Alt text:
'At the stroke of midnight, your brother will be hurtling sideways at an altitude of 150 meters' is a regular physics prediction about your nonmagical trebuchet, whereas 'you are cursed to build a brother-launching trebuchet' falls out of the Lagrangian.
Sadly a lot of math heavy textbooks love to present the equations and how to use them, but do a poor job explaining how those equations came to be.
This was one of my biggest issues with math myself. Sin, cos, tan, and logarithms still confuse me. Meanwhile, derivatives (a calculus concept) are pretty straightforward conceptually with the physics examples of distance, speed, and acceleration.
Derivatives are the change in something. So if you have a graph of something's distance over time, the derivative is a graph of the change in distance at any given moment, or the speed of the object. Likewise, the derivative of the object's speed is a graph of the object's acceleration, or the change in the object's speed at any given moment.

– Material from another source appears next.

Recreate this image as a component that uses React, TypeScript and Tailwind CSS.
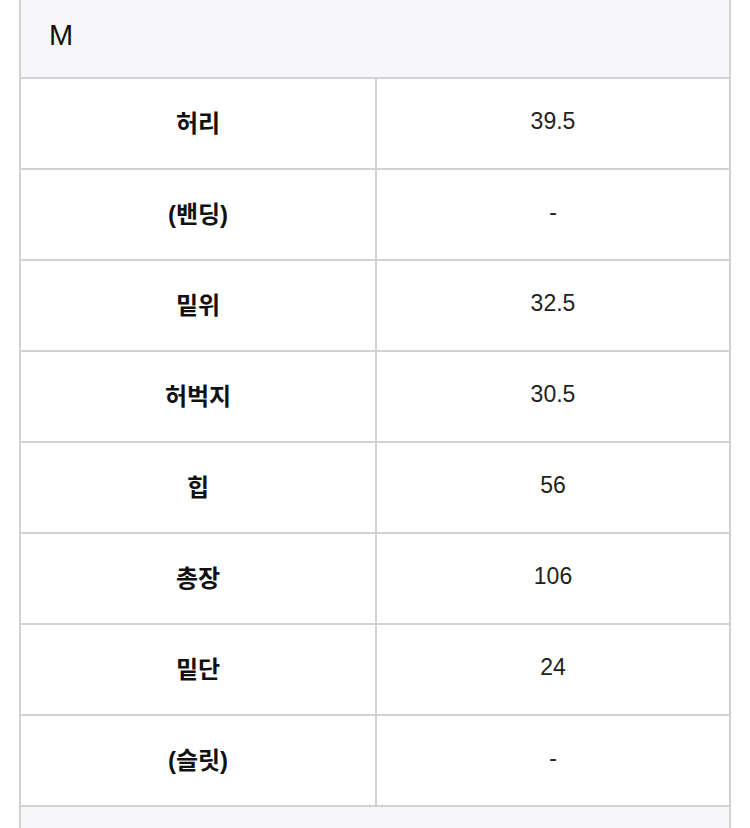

Anyway, this is also something that I used to rant about with my programming courses in college. You need an understanding of both the concept and the execution of it in order to program with a consistent amount of success, but most courses (and learning material) focus on one or the other.
I do systems admin/engineering, and I'm the team code monkey, but my co-workers want to learn. It's still the core hurdle I see my them make when they try to script. They either have the concept down with no clue how to script it, or they're flailing script snippets around without actually understanding what those parts actually do.
Logarithms confuse me too, even though I "invented" logarithms one day when I was bored before ever being taught about them. I know they're exponents in reverse, and I know they can be useful to diminish the relative weight of larger numbers, but whenever I see logs in an equation, my degree of "I can figure out what this equation does" takes a significant hit.
Whenever dealing with exponential stuff i try to just focus on the formula of what is happening in the exponent. logarithms are taking that down to "normal space". E.g. exponential functions are like in a warp drive, but you still have ships that can warp faster than others.